Whatever the reason behind his exit from Manchester City, Coppell still holds the unwanted record at the club for its shortest managerial reign.
Marcelo Bielsa: Lazio (48 hours)
When asked about his change of heart, the Argentine declared that he had agreed to take over based on promises by the Lazio board regarding signing a certain number of players. Bielsa felt the Italian club needed an immediate injection of new playing staff in order for him to do his job effectively, and by a certain date.
The enigmatic former Chilean national team coach and Marseille manager said that Lazio officials had failed to honour their word and that, because of this, he wouldn’t be taking over as manager. As plausible as this sounds it’s still surprising that Bielsa didn’t give the club chance to rectify this.
However, other reports have suggested Bielsa wanted the vacant national coach’s position in the wake of Gerardo Martino’s resignation following Argentina’s Copa America Final defeat to Chile in June. As it turns out, Bielsa is now unemployed.
Leroy Rosenior: Torquay United (10 minutes)
‘The shortest managerial stint in history’ – that’s how Leroy Rosenior’s fleeting spell as Torquay United manager in 2007 is best known.
The story goes that Torquay Chairman Mike Bateson was simultaneously looking for a new manager as well as negotiating a takeover for the club – and it just so happens that both deals were concluded just a few minutes apart.

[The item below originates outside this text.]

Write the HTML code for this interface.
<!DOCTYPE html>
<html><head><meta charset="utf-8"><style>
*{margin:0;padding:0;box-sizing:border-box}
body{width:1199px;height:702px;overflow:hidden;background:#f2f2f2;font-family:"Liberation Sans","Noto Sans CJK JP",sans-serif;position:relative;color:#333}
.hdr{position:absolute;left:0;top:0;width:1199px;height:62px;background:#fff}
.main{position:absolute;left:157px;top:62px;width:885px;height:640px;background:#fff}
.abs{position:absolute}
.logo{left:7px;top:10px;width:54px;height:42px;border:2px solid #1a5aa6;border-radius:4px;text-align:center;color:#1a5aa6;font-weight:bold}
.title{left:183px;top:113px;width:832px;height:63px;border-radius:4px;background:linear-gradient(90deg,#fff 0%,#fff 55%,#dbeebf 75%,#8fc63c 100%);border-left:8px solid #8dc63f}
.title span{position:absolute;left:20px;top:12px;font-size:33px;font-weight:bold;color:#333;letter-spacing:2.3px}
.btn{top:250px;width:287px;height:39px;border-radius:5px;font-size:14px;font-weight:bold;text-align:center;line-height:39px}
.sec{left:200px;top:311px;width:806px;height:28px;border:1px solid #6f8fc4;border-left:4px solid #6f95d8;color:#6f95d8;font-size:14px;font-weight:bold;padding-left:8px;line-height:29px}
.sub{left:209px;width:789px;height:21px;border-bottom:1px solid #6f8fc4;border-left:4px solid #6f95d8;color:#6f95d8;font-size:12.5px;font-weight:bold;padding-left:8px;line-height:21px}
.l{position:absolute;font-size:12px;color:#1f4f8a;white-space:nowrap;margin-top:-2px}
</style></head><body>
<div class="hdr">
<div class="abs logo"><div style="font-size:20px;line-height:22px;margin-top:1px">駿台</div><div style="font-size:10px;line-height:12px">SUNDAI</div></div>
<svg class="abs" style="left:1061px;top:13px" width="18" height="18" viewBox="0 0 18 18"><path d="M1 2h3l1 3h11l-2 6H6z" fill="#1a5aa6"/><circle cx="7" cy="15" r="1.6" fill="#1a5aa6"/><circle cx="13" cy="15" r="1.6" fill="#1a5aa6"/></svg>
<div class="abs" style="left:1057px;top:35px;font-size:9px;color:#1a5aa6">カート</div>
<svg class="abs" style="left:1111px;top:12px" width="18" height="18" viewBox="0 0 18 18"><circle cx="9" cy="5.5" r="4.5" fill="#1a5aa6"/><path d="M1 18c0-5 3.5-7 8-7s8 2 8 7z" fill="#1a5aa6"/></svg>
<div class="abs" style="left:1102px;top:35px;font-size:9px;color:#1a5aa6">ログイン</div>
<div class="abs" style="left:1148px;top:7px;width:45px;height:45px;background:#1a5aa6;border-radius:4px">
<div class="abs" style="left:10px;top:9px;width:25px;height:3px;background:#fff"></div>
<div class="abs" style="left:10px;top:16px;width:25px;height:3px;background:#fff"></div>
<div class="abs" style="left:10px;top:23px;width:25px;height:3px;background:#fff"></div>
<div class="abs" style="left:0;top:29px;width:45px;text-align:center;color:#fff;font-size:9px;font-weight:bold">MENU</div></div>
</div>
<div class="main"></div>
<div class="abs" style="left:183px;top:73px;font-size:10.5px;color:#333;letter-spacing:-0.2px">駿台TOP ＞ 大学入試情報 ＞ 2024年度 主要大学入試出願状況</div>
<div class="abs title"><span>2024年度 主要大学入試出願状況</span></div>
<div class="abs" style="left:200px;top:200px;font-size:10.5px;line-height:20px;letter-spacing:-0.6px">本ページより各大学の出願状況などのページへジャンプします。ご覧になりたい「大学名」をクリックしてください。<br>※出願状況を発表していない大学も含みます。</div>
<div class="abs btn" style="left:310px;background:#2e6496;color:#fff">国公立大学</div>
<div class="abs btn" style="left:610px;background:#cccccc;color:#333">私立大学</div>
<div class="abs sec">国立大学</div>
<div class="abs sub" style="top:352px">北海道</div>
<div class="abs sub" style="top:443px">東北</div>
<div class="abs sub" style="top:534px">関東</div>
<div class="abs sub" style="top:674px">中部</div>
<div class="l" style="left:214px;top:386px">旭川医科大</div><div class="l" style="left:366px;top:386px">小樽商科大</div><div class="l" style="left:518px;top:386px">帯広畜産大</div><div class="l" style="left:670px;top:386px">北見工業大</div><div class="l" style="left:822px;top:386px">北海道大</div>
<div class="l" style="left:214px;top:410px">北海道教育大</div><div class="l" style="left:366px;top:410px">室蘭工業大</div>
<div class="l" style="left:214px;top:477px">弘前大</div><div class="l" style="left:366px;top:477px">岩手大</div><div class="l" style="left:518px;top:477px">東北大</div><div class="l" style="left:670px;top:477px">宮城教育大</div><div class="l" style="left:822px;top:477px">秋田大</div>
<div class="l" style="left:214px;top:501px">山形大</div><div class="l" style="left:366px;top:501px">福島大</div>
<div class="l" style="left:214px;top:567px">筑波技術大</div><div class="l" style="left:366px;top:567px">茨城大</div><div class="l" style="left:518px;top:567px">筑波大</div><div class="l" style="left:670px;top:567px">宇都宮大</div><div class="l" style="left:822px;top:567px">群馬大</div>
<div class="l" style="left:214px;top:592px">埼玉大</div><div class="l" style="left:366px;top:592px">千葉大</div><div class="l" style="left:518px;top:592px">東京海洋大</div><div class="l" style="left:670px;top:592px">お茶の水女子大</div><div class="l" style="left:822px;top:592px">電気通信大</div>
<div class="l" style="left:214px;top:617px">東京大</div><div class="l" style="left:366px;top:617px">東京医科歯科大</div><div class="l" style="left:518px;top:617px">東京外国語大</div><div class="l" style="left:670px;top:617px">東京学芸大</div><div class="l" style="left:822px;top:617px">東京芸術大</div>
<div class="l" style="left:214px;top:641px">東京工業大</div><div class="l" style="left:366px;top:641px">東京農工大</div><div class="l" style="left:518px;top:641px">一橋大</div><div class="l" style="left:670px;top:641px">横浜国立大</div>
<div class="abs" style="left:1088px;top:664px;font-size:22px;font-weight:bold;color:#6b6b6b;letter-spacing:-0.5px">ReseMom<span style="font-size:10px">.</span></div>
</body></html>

Incoming coach Rosenior signed a deal to make him the new boss but before the ink on the paper had even dried the purchasing local business consortium – headed by Chris Boyce, working with Director of Football Colin Lee – had sacked Rosenior for not fitting in with their ‘vision’. The group wanted its own man in charge and wasted no time bringing in former Gulls’ player boss Paul Buckle as Rosenior’s replacement.